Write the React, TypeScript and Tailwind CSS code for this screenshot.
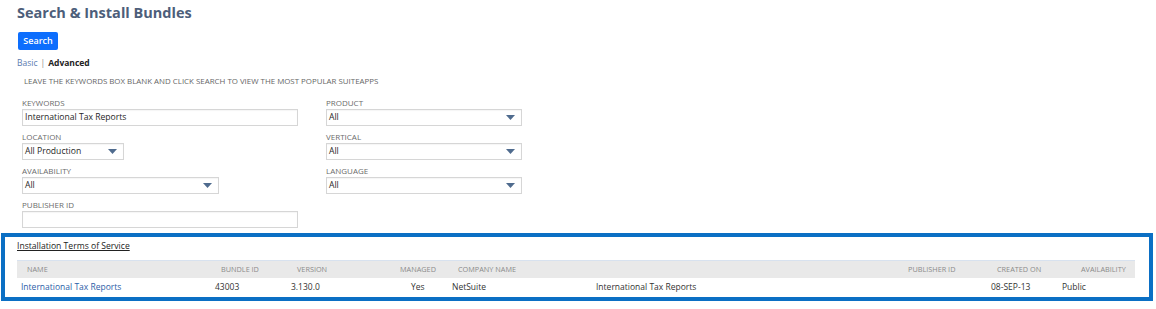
import React from 'react';

const Arrow: React.FC = () => (
    <svg width="9" height="5" viewBox="0 0 9 5" className="shrink-0">
        <path d="M0 0 H9 L4.5 5 Z" fill="#4f6b8e" />
    </svg>
);

const Field: React.FC<{ label: string; value?: string; width: string; select?: boolean }> = ({ label, value, width, select }) => (
    <div className="mb-[5px]">
        <div className="h-[12px] text-[8px] leading-[12px] text-[#6b6b6b] uppercase">{label}</div>
        <div className={`${width} h-[17px] border border-[#d6d6d6] bg-white flex items-center justify-between pl-[2px] pr-[6px] shadow-[inset_0_1px_1px_rgba(0,0,0,0.04)]`}>
            <span className="text-[8.6px] text-[#262626]">{value}</span>
            {select && <Arrow />}
        </div>
    </div>
);

const headers = [
    { label: 'Name', w: 'w-[194px]' },
    { label: 'Bundle ID', w: 'w-[76px]' },
    { label: 'Version', w: 'w-[103px]' },
    { label: 'Managed', w: 'w-[58px]' },
    { label: 'Company Name', w: 'w-[450px]' },
    { label: 'Publisher ID', w: 'w-[89px]' },
    { label: 'Created On', w: 'w-[84px]' },
    { label: 'Availability', w: 'flex-1' },
];

export default function App() {
    return (
        <div className="w-[1156px] h-[309px] bg-white font-['Open_Sans',sans-serif] text-[#333] overflow-hidden">
            <div className="pl-[17px]">
                <h1 className="h-[26px] text-[14.5px] leading-[26px] font-bold text-[#4d5e7a]">Search &amp; Install Bundles</h1>
                <button className="mt-[5px] ml-[1px] w-[40px] h-[18px] rounded-[2px] bg-[#0d6efd] text-white text-[9px] font-semibold">Search</button>
                <div className="mt-[7px] h-[12px] text-[8.5px] leading-[12px]">
                    <span className="text-[#5a7bb0]">Basic</span>
                    <span className="text-[#888] mx-[3px]">|</span>
                    <span className="font-bold text-[#222]">Advanced</span>
                </div>
                <div className="mt-[6px] pl-[7px] h-[12px] text-[7.9px] leading-[12px] text-[#666]">
                    LEAVE THE KEYWORDS BOX BLANK AND CLICK SEARCH TO VIEW THE MOST POPULAR SUITEAPPS
                </div>
            </div>

            <div className="mt-[10px] pl-[22px] flex">
                <div className="w-[304px]">
                    <Field label="Keywords" value="International Tax Reports" width="w-[276px]" />
                    <Field label="Location" value="All Production" width="w-[102px]" select />
                    <Field label="Availability" value="All" width="w-[197px]" select />
                    <Field label="Publisher ID" width="w-[276px]" />
                </div>
                <div>
                    <Field label="Product" value="All" width="w-[196px]" select />
                    <Field label="Vertical" value="All" width="w-[196px]" select />
                    <Field label="Language" value="All" width="w-[196px]" select />
                </div>
            </div>

            <div className="ml-[1px] w-[1152px] h-[68px] border-4 border-[#0b6fc4] pl-[12px] pr-[14px]">
                <div className="pt-[3px] h-[15px] text-[8.6px] leading-[12px] text-[#222]">
                    <span className="underline">Installation Terms of Service</span>
                </div>
                <div className="mt-[8px] h-[18px] bg-[#e9e9e9] border-t border-[#d8e2ef] flex items-center pl-[10px] text-[7.3px] text-[#8a8a8a] uppercase">
                    {headers.map((h) => (
                        <div key={h.label} className={h.w}>{h.label}</div>
                    ))}
                </div>
                <div className="h-[19px] flex items-center pl-[4px] text-[8.5px] text-[#333]">
                    <div className="w-[194px] text-[#2c5ea8]">International Tax Reports</div>
                    <div className="w-[76px]">43003</div>
                    <div className="w-[120px]">3.130.0</div>
                    <div className="w-[41px]">Yes</div>
                    <div className="w-[144px]">NetSuite</div>
                    <div className="w-[395px]">International Tax Reports</div>
                    <div className="w-[71px]">08-SEP-13</div>
                    <div className="flex-1">Public</div>
                </div>
            </div>
        </div>
    );
}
———
**Problem statement:** Return each line exactly as written. Any picture gets left out.

**Response below:**
Write the React, TypeScript and Tailwind CSS code for this screenshot.
import React from 'react';

const Arrow: React.FC = () => (
    <svg width="9" height="5" viewBox="0 0 9 5" className="shrink-0">
        <path d="M0 0 H9 L4.5 5 Z" fill="#4f6b8e" />
    </svg>
);

const Field: React.FC<{ label: string; value?: string; width: string; select?: boolean }> = ({ label, value, width, select }) => (
    <div className="mb-[5px]">
        <div className="h-[12px] text-[8px] leading-[12px] text-[#6b6b6b] uppercase">{label}</div>
        <div className={`${width} h-[17px] border border-[#d6d6d6] bg-white flex items-center justify-between pl-[2px] pr-[6px] shadow-[inset_0_1px_1px_rgba(0,0,0,0.04)]`}>
            <span className="text-[8.6px] text-[#262626]">{value}</span>
            {select && <Arrow />}
        </div>
    </div>
);

const headers = [
    { label: 'Name', w: 'w-[194px]' },
    { label: 'Bundle ID', w: 'w-[76px]' },
    { label: 'Version', w: 'w-[103px]' },
    { label: 'Managed', w: 'w-[58px]' },
    { label: 'Company Name', w: 'w-[450px]' },
    { label: 'Publisher ID', w: 'w-[89px]' },
    { label: 'Created On', w: 'w-[84px]' },
    { label: 'Availability', w: 'flex-1' },
];

export default function App() {
    return (
        <div className="w-[1156px] h-[309px] bg-white font-['Open_Sans',sans-serif] text-[#333] overflow-hidden">
            <div className="pl-[17px]">
                <h1 className="h-[26px] text-[14.5px] leading-[26px] font-bold text-[#4d5e7a]">Search &amp; Install Bundles</h1>
                <button className="mt-[5px] ml-[1px] w-[40px] h-[18px] rounded-[2px] bg-[#0d6efd] text-white text-[9px] font-semibold">Search</button>
                <div className="mt-[7px] h-[12px] text-[8.5px] leading-[12px]">
                    <span className="text-[#5a7bb0]">Basic</span>
                    <span className="text-[#888] mx-[3px]">|</span>
                    <span className="font-bold text-[#222]">Advanced</span>
                </div>
                <div className="mt-[6px] pl-[7px] h-[12px] text-[7.9px] leading-[12px] text-[#666]">
                    LEAVE THE KEYWORDS BOX BLANK AND CLICK SEARCH TO VIEW THE MOST POPULAR SUITEAPPS
                </div>
            </div>

            <div className="mt-[10px] pl-[22px] flex">
                <div className="w-[304px]">
                    <Field label="Keywords" value="International Tax Reports" width="w-[276px]" />
                    <Field label="Location" value="All Production" width="w-[102px]" select />
                    <Field label="Availability" value="All" width="w-[197px]" select />
                    <Field label="Publisher ID" width="w-[276px]" />
                </div>
                <div>
                    <Field label="Product" value="All" width="w-[196px]" select />
                    <Field label="Vertical" value="All" width="w-[196px]" select />
                    <Field label="Language" value="All" width="w-[196px]" select />
                </div>
            </div>

            <div className="ml-[1px] w-[1152px] h-[68px] border-4 border-[#0b6fc4] pl-[12px] pr-[14px]">
                <div className="pt-[3px] h-[15px] text-[8.6px] leading-[12px] text-[#222]">
                    <span className="underline">Installation Terms of Service</span>
                </div>
                <div className="mt-[8px] h-[18px] bg-[#e9e9e9] border-t border-[#d8e2ef] flex items-center pl-[10px] text-[7.3px] text-[#8a8a8a] uppercase">
                    {headers.map((h) => (
                        <div key={h.label} className={h.w}>{h.label}</div>
                    ))}
                </div>
                <div className="h-[19px] flex items-center pl-[4px] text-[8.5px] text-[#333]">
                    <div className="w-[194px] text-[#2c5ea8]">International Tax Reports</div>
                    <div className="w-[76px]">43003</div>
                    <div className="w-[120px]">3.130.0</div>
                    <div className="w-[41px]">Yes</div>
                    <div className="w-[144px]">NetSuite</div>
                    <div className="w-[395px]">International Tax Reports</div>
                    <div className="w-[71px]">08-SEP-13</div>
                    <div className="flex-1">Public</div>
                </div>
            </div>
        </div>
    );
}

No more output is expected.